Illusions of cash?
It’s one of the biggest questions on Wall Street. What if the pile of cash many believe is waiting to hit the market doesn’t really exist?
Measuring the amount of sidelined money involves some tricky assumptiotns — that investors who yanked billions from stock funds are just waiting for the market to stabilize before jumping back in, or that investments in money market funds are a temporary resting place. Dumping this money back into the market would certainly lift stocks, but some experts fear it’s an illusion.

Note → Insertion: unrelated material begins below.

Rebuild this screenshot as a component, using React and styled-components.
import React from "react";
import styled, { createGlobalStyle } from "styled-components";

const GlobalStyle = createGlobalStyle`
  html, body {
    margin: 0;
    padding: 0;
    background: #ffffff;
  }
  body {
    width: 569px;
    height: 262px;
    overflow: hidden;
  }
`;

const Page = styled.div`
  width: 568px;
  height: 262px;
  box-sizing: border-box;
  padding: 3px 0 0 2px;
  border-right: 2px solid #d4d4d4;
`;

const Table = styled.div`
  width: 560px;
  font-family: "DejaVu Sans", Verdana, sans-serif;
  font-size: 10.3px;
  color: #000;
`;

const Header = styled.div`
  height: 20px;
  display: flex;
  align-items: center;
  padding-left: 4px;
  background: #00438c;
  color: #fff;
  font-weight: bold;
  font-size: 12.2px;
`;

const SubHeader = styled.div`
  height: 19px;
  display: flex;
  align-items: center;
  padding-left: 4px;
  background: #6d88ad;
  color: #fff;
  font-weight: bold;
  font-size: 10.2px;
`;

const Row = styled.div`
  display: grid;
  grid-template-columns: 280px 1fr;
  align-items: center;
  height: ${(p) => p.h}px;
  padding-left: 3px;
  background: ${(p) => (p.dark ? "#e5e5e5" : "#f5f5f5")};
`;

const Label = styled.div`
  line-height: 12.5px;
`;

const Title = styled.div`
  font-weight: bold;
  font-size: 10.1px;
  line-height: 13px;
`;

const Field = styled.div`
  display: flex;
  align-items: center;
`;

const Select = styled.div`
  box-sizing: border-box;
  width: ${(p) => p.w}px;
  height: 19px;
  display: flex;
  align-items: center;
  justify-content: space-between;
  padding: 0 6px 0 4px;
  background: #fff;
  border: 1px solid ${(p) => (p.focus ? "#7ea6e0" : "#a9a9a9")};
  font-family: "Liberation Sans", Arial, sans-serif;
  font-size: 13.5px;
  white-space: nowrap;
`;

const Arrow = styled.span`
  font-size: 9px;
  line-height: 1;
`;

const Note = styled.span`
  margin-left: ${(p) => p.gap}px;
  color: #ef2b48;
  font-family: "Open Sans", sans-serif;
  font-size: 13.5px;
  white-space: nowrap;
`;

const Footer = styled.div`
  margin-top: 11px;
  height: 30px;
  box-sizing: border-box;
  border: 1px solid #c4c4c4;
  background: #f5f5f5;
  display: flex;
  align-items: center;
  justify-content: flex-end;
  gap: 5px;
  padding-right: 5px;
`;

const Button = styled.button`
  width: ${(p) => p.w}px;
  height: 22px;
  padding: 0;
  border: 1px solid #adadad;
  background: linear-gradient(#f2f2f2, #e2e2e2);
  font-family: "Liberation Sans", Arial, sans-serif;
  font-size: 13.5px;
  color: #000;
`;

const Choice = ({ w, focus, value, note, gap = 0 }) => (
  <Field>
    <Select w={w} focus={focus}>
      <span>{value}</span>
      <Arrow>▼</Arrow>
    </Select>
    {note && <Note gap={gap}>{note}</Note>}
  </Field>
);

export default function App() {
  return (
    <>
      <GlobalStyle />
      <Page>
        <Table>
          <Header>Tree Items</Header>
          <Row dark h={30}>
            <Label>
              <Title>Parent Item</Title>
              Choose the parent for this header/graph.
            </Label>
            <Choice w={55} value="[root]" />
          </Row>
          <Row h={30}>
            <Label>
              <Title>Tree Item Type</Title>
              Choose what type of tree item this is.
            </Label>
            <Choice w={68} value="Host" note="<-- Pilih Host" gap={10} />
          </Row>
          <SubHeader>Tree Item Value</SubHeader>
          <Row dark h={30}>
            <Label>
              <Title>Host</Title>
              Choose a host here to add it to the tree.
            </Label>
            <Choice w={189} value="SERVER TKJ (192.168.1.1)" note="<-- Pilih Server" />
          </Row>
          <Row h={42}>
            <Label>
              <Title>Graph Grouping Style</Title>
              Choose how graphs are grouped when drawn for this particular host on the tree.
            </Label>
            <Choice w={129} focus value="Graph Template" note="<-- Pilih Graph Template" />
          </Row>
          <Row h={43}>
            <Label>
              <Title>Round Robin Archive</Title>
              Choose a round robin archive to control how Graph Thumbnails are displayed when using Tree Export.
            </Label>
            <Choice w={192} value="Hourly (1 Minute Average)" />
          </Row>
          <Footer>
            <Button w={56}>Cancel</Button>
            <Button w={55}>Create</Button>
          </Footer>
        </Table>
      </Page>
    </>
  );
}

“I don’t understand all this talk about sidelined cash,” says Charles Biderman, chief executive of TrimTabs. “People are selling stocks to pay bills. Incomes are plunging, and there are huge amounts of joblessness.”

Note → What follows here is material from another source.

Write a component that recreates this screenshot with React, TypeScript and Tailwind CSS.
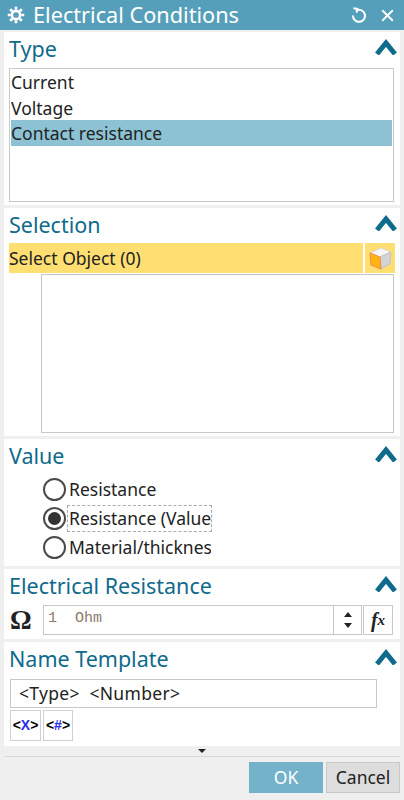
import { X } from "lucide-react";

const FONT = "font-['Noto_Sans','Open_Sans',sans-serif]";

function Chevron() {
  return (
    <svg width="22" height="16" viewBox="0 0 22 16" className="mb-[3px] shrink-0">
      <path d="M2 15 L11 4 L20 15" fill="none" stroke="#0f6a8c" strokeWidth="5" />
    </svg>
  );
}

function Gear() {
  return (
    <svg width="18" height="18" viewBox="0 0 24 24" fill="none" stroke="#fff" strokeWidth="3.4">
      <circle cx="12" cy="12" r="5.5" />
      <path
        d="M12 1v4M12 19v4M1 12h4M19 12h4M4.2 4.2l2.9 2.9M16.9 16.9l2.9 2.9M4.2 19.8l2.9-2.9M16.9 7.1l2.9-2.9"
        strokeWidth="3.6"
      />
    </svg>
  );
}

function ResetIcon() {
  return (
    <svg width="16" height="16" viewBox="0 0 16 16" fill="none" stroke="#fff" strokeWidth="2">
      <path d="M5 3.6 A6 6 0 1 1 2 8.5" />
      <path d="M2.2 1.6 L6 1.6 L6 5.4" transform="rotate(8 5 3)" />
    </svg>
  );
}

function Cube() {
  return (
    <svg width="24" height="24" viewBox="0 0 24 24">
      <path d="M2 7 L13 2 L23 6 L12 11 Z" fill="#f6f6f6" stroke="#cfcfcf" strokeWidth="0.8" />
      <path d="M12 11 L23 6 L22 18 L13 23 Z" fill="#d3d3d6" stroke="#bdbdc0" strokeWidth="0.8" />
      <path d="M2 7 L12 11 L13 23 L3 19 Z" fill="#ffb416" stroke="#f58a3c" strokeWidth="1" />
    </svg>
  );
}

function Panel({
  title,
  h,
  children,
}: {
  title: string;
  h: string;
  children: React.ReactNode;
}) {
  return (
    <section className={`mx-[4px] bg-white ${h}`}>
      <div className="flex h-[33px] items-center justify-between pl-[5px] pr-[3px]">
        <span className="text-[21.5px] leading-none text-[#0f6a8c]">{title}</span>
        <Chevron />
      </div>
      {children}
    </section>
  );
}

function Radio({ label, checked }: { label: string; checked?: boolean }) {
  return (
    <div className="flex h-[29px] items-center">
      <span className="flex h-[23px] w-[23px] shrink-0 items-center justify-center rounded-full border-2 border-[#4a4a4a] bg-white">
        {checked && <span className="h-[13px] w-[13px] rounded-full bg-[#333]" />}
      </span>
      <span
        className={`ml-[1px] flex h-[27px] w-[145px] items-center overflow-hidden whitespace-nowrap pl-[1px] text-[17.5px] text-[#222] ${
          checked ? "border border-dashed border-[#aaa]" : "border border-transparent"
        }`}
      >
        {label}
      </span>
    </div>
  );
}

export default function App() {
  return (
    <div className={`flex h-[800px] w-[404px] flex-col overflow-hidden bg-[#efefef] ${FONT}`}>
      <header className="flex h-[30px] items-center bg-[#569fba] pl-[7px] pr-[7px] text-white">
        <Gear />
        <span className="ml-[8px] text-[21.7px] leading-none">Electrical Conditions</span>
        <div className="ml-auto flex items-center gap-[11px]">
          <ResetIcon />
          <X size={19} strokeWidth={2.4} />
        </div>
      </header>

      <div className="mt-[2px] flex flex-col gap-[3px]">
        <Panel title="Type" h="h-[173px]">
          <div className="mx-[5px] mt-[3px] h-[134px] w-[385px] border border-[#c8c8c8] px-[1px] text-[17.5px] leading-[26px] text-[#222]">
            <div>Current</div>
            <div>Voltage</div>
            <div className="-mt-[1px] bg-[#8cc2d3]">Contact resistance</div>
          </div>
        </Panel>

        <Panel title="Selection" h="h-[228px]">
          <div className="ml-[5px] mt-[2px] flex h-[30px] w-[386px] gap-[2px]">
            <div className="flex flex-1 items-center bg-[#ffdf72] text-[17.5px] text-[#222]">
              Select Object (0)
            </div>
            <div className="flex w-[30px] items-center justify-center bg-[#ffdf72]">
              <Cube />
            </div>
          </div>
          <div className="ml-[37px] mt-[1px] h-[159px] w-[353px] border border-[#c8c8c8]" />
        </Panel>

        <Panel title="Value" h="h-[127px]">
          <div className="ml-[39px] mt-[3px] flex flex-col">
            <Radio label="Resistance" />
            <Radio label="Resistance (Value" checked />
            <Radio label="Material/thicknes" />
          </div>
        </Panel>

        <Panel title="Electrical Resistance" h="h-[70px]">
          <div className="mt-[3px] flex h-[30px] items-center">
            <span className="w-[39px] pl-[6px] font-['Liberation_Serif',serif] text-[27px] font-bold leading-none text-[#222]">
              Ω
            </span>
            <div className="flex h-[30px] w-[319px] border border-[#c8c8c8]">
              <span className="flex-1 whitespace-pre pl-[4px] font-['Liberation_Mono',monospace] text-[15px] leading-[26px] text-[#8a7a6a]">
                {"1  Ohm"}
              </span>
              <div className="flex w-[28px] flex-col items-center justify-center gap-[6px] border-l border-[#c8c8c8]">
                <span className="h-0 w-0 border-x-[4px] border-b-[5px] border-x-transparent border-b-[#222]" />
                <span className="h-0 w-0 border-x-[4px] border-t-[5px] border-x-transparent border-t-[#222]" />
              </div>
            </div>
            <button
              type="button"
              className="ml-[1px] flex h-[30px] w-[30px] items-center justify-center border border-[#c8c8c8] bg-white font-['Liberation_Serif',serif] text-[20px] font-bold italic leading-none text-[#222]"
            >
              f<span className="text-[15px]">x</span>
            </button>
          </div>
        </Panel>

        <Panel title="Name Template" h="h-[104px]">
          <div className="ml-[6px] mt-[4px] flex h-[29px] w-[367px] items-center whitespace-pre border border-[#c8c8c8] pl-[8px] text-[17.5px] tracking-[0.3px] text-[#222]">
            {"<Type>  <Number>"}
          </div>
          <div className="ml-[6px] mt-[2px] flex gap-[2px]">
            <button
              type="button"
              className="flex h-[31px] w-[31px] items-center justify-center border border-[#d0d0d0] bg-white font-['Liberation_Sans',sans-serif] text-[14px] font-bold"
            >
              <span className="text-black">{"<"}</span>
              <span className="text-[#2a2af0]">X</span>
              <span className="text-black">{">"}</span>
            </button>
            <button
              type="button"
              className="flex h-[31px] w-[30px] items-center justify-center border border-[#d0d0d0] bg-white font-['Liberation_Sans',sans-serif] text-[14px] font-bold"
            >
              <span className="text-black">{"<"}</span>
              <span className="text-[#2a2af0]">#</span>
              <span className="text-black">{">"}</span>
            </button>
          </div>
        </Panel>
      </div>

      <div className="mx-[4px] flex h-[11px] items-center justify-center border-b border-[#d8d8d8]">
        <span className="h-0 w-0 border-x-[4px] border-t-[4px] border-x-transparent border-t-[#222]" />
      </div>

      <footer className="mr-[4px] mt-[5px] flex justify-end gap-[3px] text-[17.5px]">
        <button type="button" className="h-[31px] w-[74px] bg-[#74b2ca] text-white">
          OK
        </button>
        <button
          type="button"
          className="h-[31px] w-[74px] border border-[#c8c8c8] bg-[#dddddd] text-[#222]"
        >
          Cancel
        </button>
      </footer>
    </div>
  );
}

Other options could be more compelling than stocks. Friedman, Billings, Ramsey strategist David M. Khani says investors could buy corporate bonds instead, which he says are offering better returns and less risk than stocks. The analyst says banks are boosting yields to keep deposits, which gives investors less reason to turn back to stocks.

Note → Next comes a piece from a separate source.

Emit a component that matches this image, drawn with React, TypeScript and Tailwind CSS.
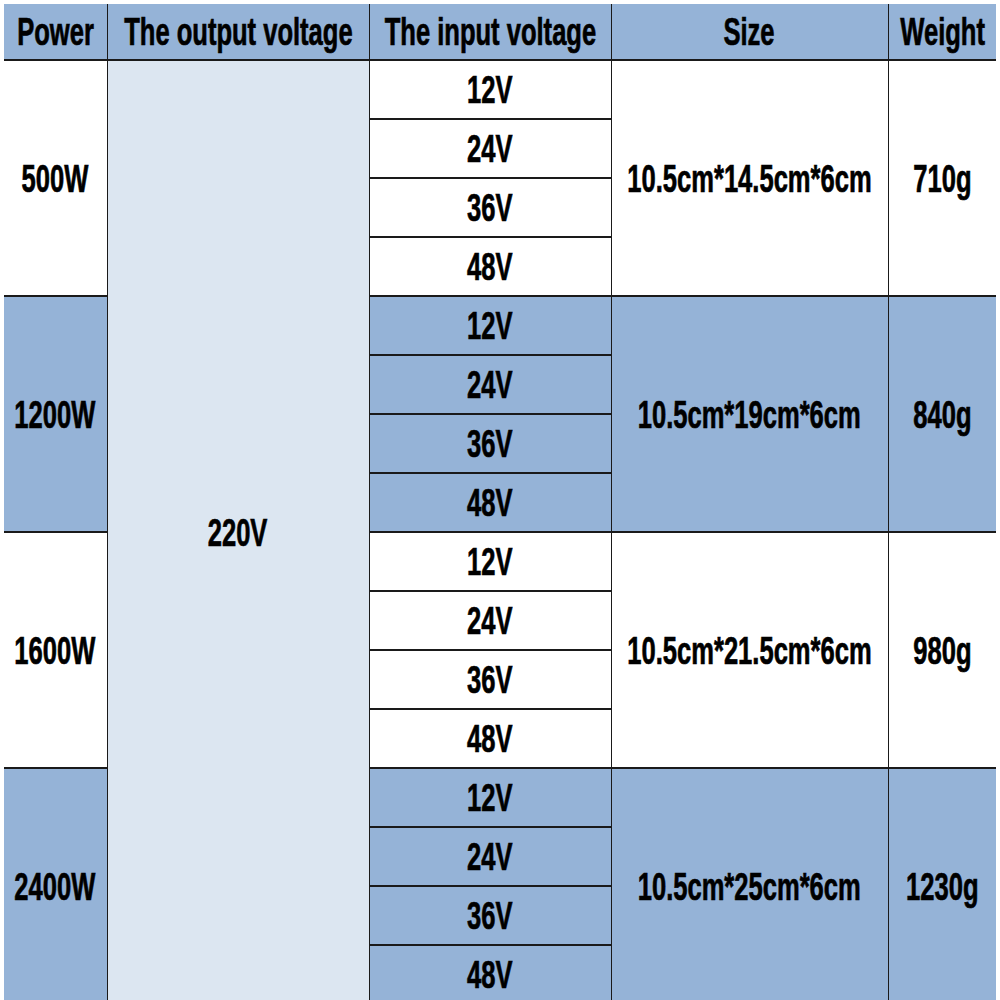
import React from 'react';

const groups = [
  { power: '500W', size: '10.5cm*14.5cm*6cm', weight: '710g', blue: false },
  { power: '1200W', size: '10.5cm*19cm*6cm', weight: '840g', blue: true },
  { power: '1600W', size: '10.5cm*21.5cm*6cm', weight: '980g', blue: false },
  { power: '2400W', size: '10.5cm*25cm*6cm', weight: '1230g', blue: true },
];

const volts = ['12V', '24V', '36V', '48V'];

const T: React.FC<{ children: React.ReactNode }> = ({ children }) => (
  <div className="flex justify-center">
    <span className="shrink-0 inline-block scale-x-[0.655] whitespace-nowrap [-webkit-text-stroke:0.7px_black]">{children}</span>
  </div>
);

const App: React.FC = () => {
  return (
    <div className="w-[1000px] h-[1000px] overflow-hidden bg-white pt-[4px] pl-[4px]">
      <table
        className="w-[992px] table-fixed border-collapse text-black font-bold text-[39px] leading-none text-center"
        style={{ fontFamily: '"Liberation Sans", Arial, sans-serif' }}
      >
        <colgroup>
          <col className="w-[103px]" />
          <col className="w-[262px]" />
          <col className="w-[242px]" />
          <col className="w-[277px]" />
          <col className="w-[108px]" />
        </colgroup>
        <thead>
          <tr className="h-[56px] bg-[#95b3d7] border-b-2 border-[#1a1a1a]">
            <th className="border-r border-[#1a1a1a] p-0 font-bold"><T>Power</T></th>
            <th className="border-r border-[#1a1a1a] p-0 font-bold"><T>The output voltage</T></th>
            <th className="border-r border-[#1a1a1a] p-0 font-bold"><T>The input voltage</T></th>
            <th className="border-r border-[#1a1a1a] p-0 font-bold"><T>Size</T></th>
            <th className="p-0 font-bold"><T>Weight</T></th>
          </tr>
        </thead>
        <tbody>
          {groups.map((g, gi) =>
            volts.map((v, vi) => {
              const bg = g.blue ? 'bg-[#95b3d7]' : 'bg-white';
              return (
                <tr key={g.power + v} className="h-[59px]">
                  {vi === 0 && (
                    <td rowSpan={4} className={`${bg} border-r border-b-2 border-[#1a1a1a] p-0`}>
                      <T>{g.power}</T>
                    </td>
                  )}
                  {gi === 0 && vi === 0 && (
                    <td rowSpan={16} className="bg-[#dce6f1] border-r border-[#1a1a1a] p-0">
                      <T>220V</T>
                    </td>
                  )}
                  <td className={`${bg} border-r border-b-2 border-[#1a1a1a] p-0`}>
                    <T>{v}</T>
                  </td>
                  {vi === 0 && (
                    <>
                      <td rowSpan={4} className={`${bg} border-r border-b-2 border-[#1a1a1a] p-0`}>
                        <T>{g.size}</T>
                      </td>
                      <td rowSpan={4} className={`${bg} border-b-2 border-[#1a1a1a] p-0`}>
                        <T>{g.weight}</T>
                      </td>
                    </>
                  )}
                </tr>
              );
            })
          )}
        </tbody>
      </table>
    </div>
  );
};

export default App;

But Eric Bjorgen, a portfolio manager for Leuthold Group, has a different idea. He measured the amount of cash sitting in money market funds, bank reserves and similar places as a percentage of the total size of the stock market. This ratio, considered a good measure of sidelined cash, is at 75 percent, a level not seen since 1990.
Granted, this is partly because the market shrank from its big losses, but Bjorgen says it also reflects buying power. Many cash investments are offering yields of less than 1 percent, and Bjorgen says investors are going to want more once they get their nerves back. “When people get into a negative mindset … cash and money markets give a sense of security,” he says. “But the fact is, if the stock market begins to go up and the economy begins to improve, it probably wouldn’t take much to coax investors back in.”